Ce souvenir fut entretenu et ravivé par la lecture du recueil où étaient réunies les leçons des professeurs de l’Ecole. Il avait commencé de paraître, par livraisons, pendant que se donnaient les cours ; il eut assez de succès pour être deux fois réimprimé, en 1800 et 1808[1]. La troisième édition parut donc peu de temps après le décret qui fut comme la charte constitutive de l’Université. Un court avertissement est placé en tête du premier volume. On y explique et on y justifie la pensée de la Convention ; puis on termine ainsi : « Tels furent sans doute les motifs particuliers qui concoururent à l’établissement de l’Ecole normale et qui viennent de déterminer le gouvernement à rétablir cette École et à ouvrir auprès de l’Université impériale un pensionnat normal. » Il est aisé de comprendre que ce rapprochement se soit présenté à l’esprit de l’auteur anonyme ; la plupart des hommes qui concoururent à l’élaboration du plan dont faisait partie le pensionnat normal avaient appartenu, soit comme maîtres, soit comme élèves,

  1. La première édition est presque introuvable.

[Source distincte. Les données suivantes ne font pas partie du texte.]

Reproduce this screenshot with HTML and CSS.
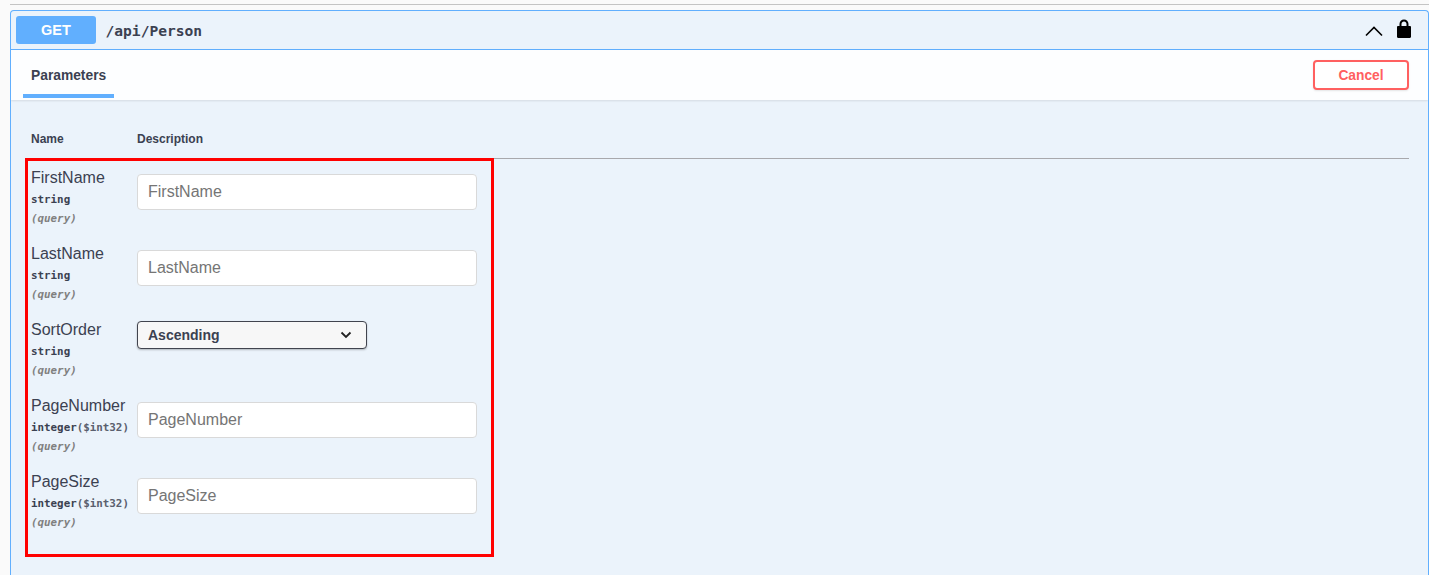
FILE: index.html
```html
<!DOCTYPE html>
<html lang="en">
<head>
    <meta charset="UTF-8">
    <meta name="viewport" content="width=device-width, initial-scale=1.0">
    <title>Swagger UI</title>
    <link rel="stylesheet" href="styles.css">
</head>
<body>
    <hr class="divider">
    <div class="opblock">
        <div class="summary">
            <span class="method">GET</span>
            <span class="path">/api/Person</span>
            <svg class="chevron" width="20" height="20" viewBox="0 0 20 20"><path d="M2 15.5 10 7.500 18 15.500" fill="none" stroke="#000" stroke-width="1.600"/></svg>
            <svg class="lock" width="20" height="20" viewBox="0 0 20 20"><path d="M15.800 7H14.500V5C14.500 2.500 12.500 .5 10 .5S5.500 2.500 5.500 5V7H4.200C3.400 7 3 7.500 3 8.200V17.800C3 18.500 3.400 19 4.200 19H15.800C16.600 19 17 18.500 17 17.800V8.200C17 7.500 16.600 7 15.800 7ZM7.500 7V5C7.500 3.600 8.600 2.500 10 2.500S12.500 3.600 12.500 5V7Z" fill="#000" fill-rule="evenodd"/></svg>
        </div>
        <div class="section-header">
            <div class="tab">Parameters</div>
            <button class="cancel">Cancel</button>
        </div>
        <div class="params">
            <div class="params-head">
                <div class="col-name">Name</div>
                <div>Description</div>
            </div>
            <div class="param">
                <div class="col-name">
                    <div class="param-name">FirstName</div>
                    <div class="param-type">string</div>
                    <div class="param-in">(query)</div>
                </div>
                <input class="param-input" type="text" placeholder="FirstName">
            </div>
            <div class="param">
                <div class="col-name">
                    <div class="param-name">LastName</div>
                    <div class="param-type">string</div>
                    <div class="param-in">(query)</div>
                </div>
                <input class="param-input" type="text" placeholder="LastName">
            </div>
            <div class="param">
                <div class="col-name">
                    <div class="param-name">SortOrder</div>
                    <div class="param-type">string</div>
                    <div class="param-in">(query)</div>
                </div>
                <div class="select">
                    <span>Ascending</span>
                    <svg width="12" height="8" viewBox="0 0 12 8"><path d="M1.500 1.500 6 6 10.500 1.500" fill="none" stroke="#222" stroke-width="1.800"/></svg>
                </div>
            </div>
            <div class="param">
                <div class="col-name">
                    <div class="param-name">PageNumber</div>
                    <div class="param-type">integer<span class="format">($int32)</span></div>
                    <div class="param-in">(query)</div>
                </div>
                <input class="param-input" type="text" placeholder="PageNumber">
            </div>
            <div class="param">
                <div class="col-name">
                    <div class="param-name">PageSize</div>
                    <div class="param-type">integer<span class="format">($int32)</span></div>
                    <div class="param-in">(query)</div>
                </div>
                <input class="param-input" type="text" placeholder="PageSize">
            </div>
        </div>
    </div>
    <div class="highlight"></div>
</body>
</html>
```

FILE: styles.css
```css
html, body {
    height: 100%;
}
body {
    margin: 0;
    background: #fafafa;
    font-family: "Liberation Sans", Arial, sans-serif;
    color: #3b4151;
    overflow: hidden;
    position: relative;
}
.divider {
    margin: 4px 0 5px 10px;
    height: 1px;
    border: 0;
    background: #c4c4c4;
}
.opblock {
    margin-left: 10px;
    height: 565px;
    background: #ebf3fb;
    border: 1px solid #61affe;
    border-bottom: 0;
    border-radius: 4px 4px 0 0;
    box-sizing: border-box;
    overflow: hidden;
}
.summary {
    display: flex;
    align-items: center;
    height: 38px;
    padding: 0 15px 0 5px;
    border-bottom: 1px solid #61affe;
}
.method {
    width: 80px;
    height: 28px;
    line-height: 28px;
    text-align: center;
    background: #61affe;
    color: #fff;
    font-size: 14.500px;
    font-weight: bold;
    border-radius: 3px;
}
.path {
    margin-left: 9.500px;
    flex: 1;
    font-family: "DejaVu Sans Mono", monospace;
    font-size: 14.600px;
    font-weight: bold;
    color: #3b4151;
}
.chevron {
    margin-right: 10px;
    margin-left: 1px;
}
.lock {
    margin-right: -1px;
    margin-bottom: 3px;
}
.section-header {
    display: flex;
    justify-content: space-between;
    align-items: center;
    height: 50px;
    box-sizing: border-box;
    padding: 0 19px 0 12px;
    background: rgba(255, 255, 255, .9);
    box-shadow: 0 1px 2px rgba(0, 0, 0, .1);
}
.tab {
    align-self: flex-start;
    width: 91px;
    height: 48px;
    box-sizing: border-box;
    padding: 18px 0 0 8px;
    border-bottom: 4px solid #61affe;
    font-size: 13.800px;
    font-weight: bold;
    color: #3b4151;
}
.cancel {
    width: 96px;
    height: 30px;
    padding: 0;
    background: #fff;
    border: 2px solid #ff6060;
    border-radius: 4px;
    box-shadow: 0 1px 2px rgba(0, 0, 0, .1);
    color: #ff6060;
    font-family: "Liberation Sans", Arial, sans-serif;
    font-size: 13.800px;
    font-weight: bold;
}
.params {
    padding: 32px 19px 0 20px;
}
.params-head {
    display: flex;
    height: 26px;
    font-size: 12px;
    font-weight: bold;
    border-bottom: 1px solid #a8a8ac;
    line-height: 14px;
}
.col-name {
    width: 106px;
    flex-shrink: 0;
}
.param {
    display: flex;
    height: 76px;
    align-items: flex-start;
}
.params-head + .param {
    margin-top: 10px;
}
.param-name {
    font-size: 16px;
    line-height: 18px;
}
.param-type {
    font-family: "DejaVu Sans Mono", monospace;
    font-size: 10.850px;
    font-weight: bold;
    line-height: 19px;
    margin-top: 3px;
}
.format {
    color: #5a5f6e;
}
.param-in {
    font-family: "DejaVu Sans Mono", monospace;
    font-size: 10.850px;
    font-weight: bold;
    font-style: italic;
    color: #808080;
    line-height: 19px;
}
.param-input {
    width: 340px;
    height: 36px;
    box-sizing: border-box;
    margin: 5px 0 0 0;
    padding: 0 10px;
    background: #fff;
    border: 1px solid #d9d9d9;
    border-radius: 4px;
    font-family: "Liberation Sans", Arial, sans-serif;
    font-size: 16px;
    outline: none;
}
.param-input::placeholder {
    color: #757575;
    opacity: 1;
}
.select {
    display: flex;
    justify-content: space-between;
    align-items: center;
    width: 230px;
    height: 28px;
    box-sizing: border-box;
    padding: 0 14px 0 10px;
    background: #f7f7f7;
    border: 1px solid #41444e;
    border-radius: 4px;
    box-shadow: 0 1px 2px rgba(0, 0, 0, .25);
    font-size: 14px;
    font-weight: bold;
    color: #3b4151;
}
.highlight {
    position: absolute;
    left: 25px;
    top: 158px;
    width: 469px;
    height: 399px;
    box-sizing: border-box;
    border: 3px solid #ff0000;
}
```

La seconde est une réimpression pure et simple de la première, sauf qu’elle contient en plus quelques leçons non encore publiées. Elle a pour titre : Séances des Écoles normales, recueillies par des sténographes et revues par les professeurs. Nouvelle édition. Paris, imprimerie du Cercle social (1800). An IX de la République française. Il y a dix volumes in-8o pour les Séances et trois pour les Débats.